◆ **Brief**:
Would it be possible to write out each entry below exactly, without the pictures?

------ Provided data

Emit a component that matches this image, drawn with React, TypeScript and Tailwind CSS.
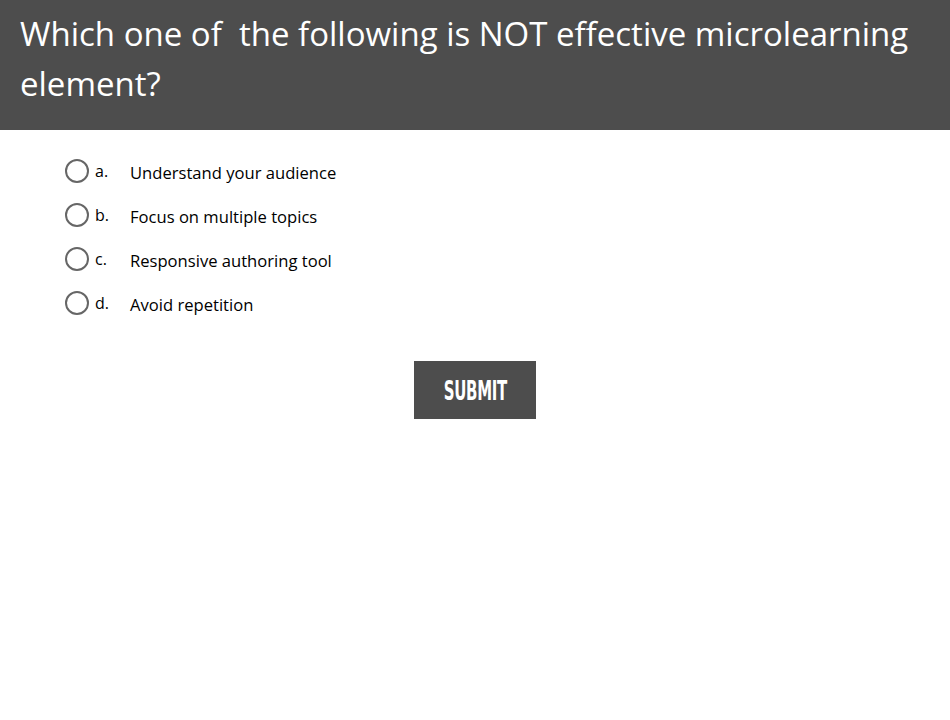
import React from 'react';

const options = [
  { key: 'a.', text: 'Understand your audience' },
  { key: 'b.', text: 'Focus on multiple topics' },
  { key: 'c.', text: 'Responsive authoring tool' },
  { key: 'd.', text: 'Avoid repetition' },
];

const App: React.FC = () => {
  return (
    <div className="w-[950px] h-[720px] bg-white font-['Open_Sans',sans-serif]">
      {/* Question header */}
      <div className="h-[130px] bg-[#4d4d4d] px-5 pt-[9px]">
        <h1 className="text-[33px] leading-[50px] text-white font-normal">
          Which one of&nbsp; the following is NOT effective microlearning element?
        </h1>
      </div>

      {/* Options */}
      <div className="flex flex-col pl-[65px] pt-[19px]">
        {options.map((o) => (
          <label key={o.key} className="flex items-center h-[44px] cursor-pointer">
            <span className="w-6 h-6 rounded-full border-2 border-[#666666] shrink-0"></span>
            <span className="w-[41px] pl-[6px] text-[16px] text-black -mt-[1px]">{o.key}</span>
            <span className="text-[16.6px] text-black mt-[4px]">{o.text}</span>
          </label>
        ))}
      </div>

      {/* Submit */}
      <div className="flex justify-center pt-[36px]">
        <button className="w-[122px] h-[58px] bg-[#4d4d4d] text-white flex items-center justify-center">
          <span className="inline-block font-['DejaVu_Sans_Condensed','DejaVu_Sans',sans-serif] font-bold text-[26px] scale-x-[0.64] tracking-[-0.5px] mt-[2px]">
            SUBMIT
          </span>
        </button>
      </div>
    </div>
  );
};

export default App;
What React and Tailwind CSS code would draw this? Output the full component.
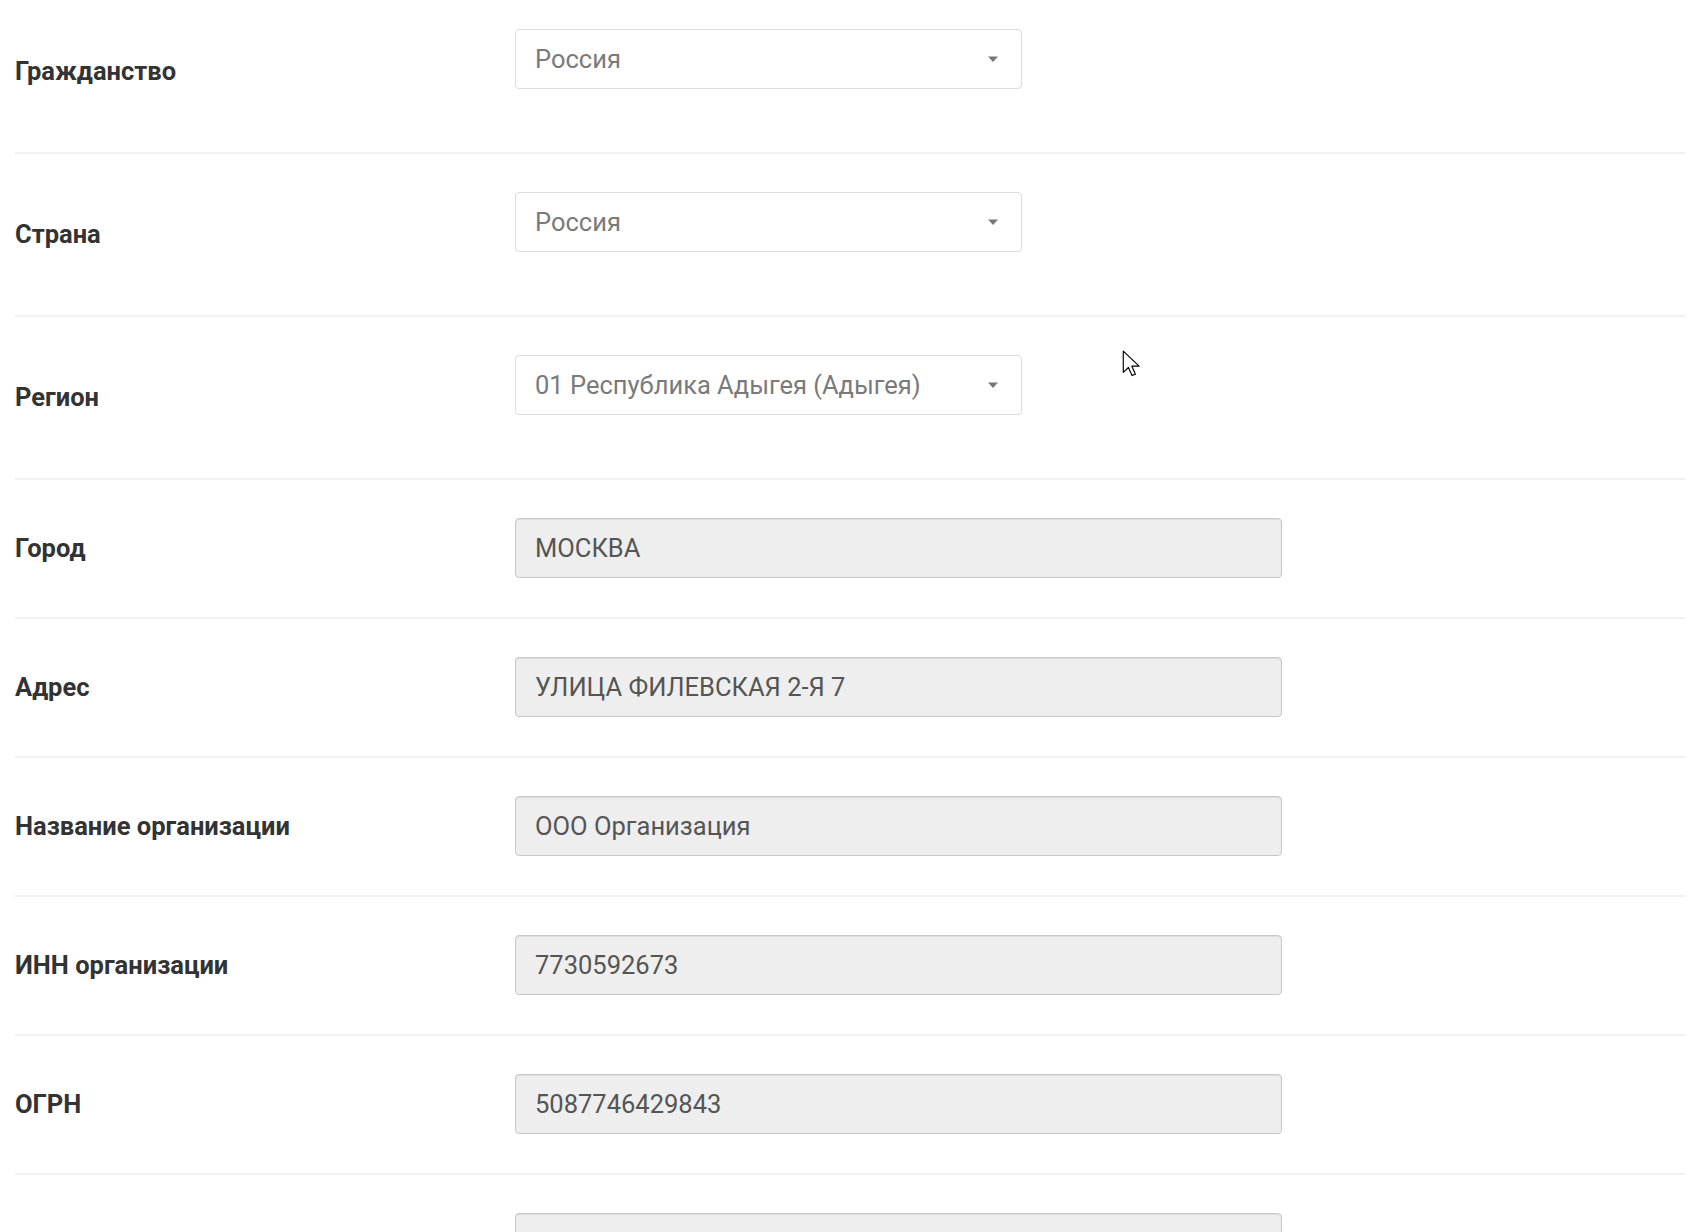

------------

◆ **Response to the task**:
Emit a component that matches this image, drawn with React, TypeScript and Tailwind CSS.
import React from 'react';

const options = [
  { key: 'a.', text: 'Understand your audience' },
  { key: 'b.', text: 'Focus on multiple topics' },
  { key: 'c.', text: 'Responsive authoring tool' },
  { key: 'd.', text: 'Avoid repetition' },
];

const App: React.FC = () => {
  return (
    <div className="w-[950px] h-[720px] bg-white font-['Open_Sans',sans-serif]">
      {/* Question header */}
      <div className="h-[130px] bg-[#4d4d4d] px-5 pt-[9px]">
        <h1 className="text-[33px] leading-[50px] text-white font-normal">
          Which one of&nbsp; the following is NOT effective microlearning element?
        </h1>
      </div>

      {/* Options */}
      <div className="flex flex-col pl-[65px] pt-[19px]">
        {options.map((o) => (
          <label key={o.key} className="flex items-center h-[44px] cursor-pointer">
            <span className="w-6 h-6 rounded-full border-2 border-[#666666] shrink-0"></span>
            <span className="w-[41px] pl-[6px] text-[16px] text-black -mt-[1px]">{o.key}</span>
            <span className="text-[16.6px] text-black mt-[4px]">{o.text}</span>
          </label>
        ))}
      </div>

      {/* Submit */}
      <div className="flex justify-center pt-[36px]">
        <button className="w-[122px] h-[58px] bg-[#4d4d4d] text-white flex items-center justify-center">
          <span className="inline-block font-['DejaVu_Sans_Condensed','DejaVu_Sans',sans-serif] font-bold text-[26px] scale-x-[0.64] tracking-[-0.5px] mt-[2px]">
            SUBMIT
          </span>
        </button>
      </div>
    </div>
  );
};

export default App;
What React and Tailwind CSS code would draw this? Output the full component.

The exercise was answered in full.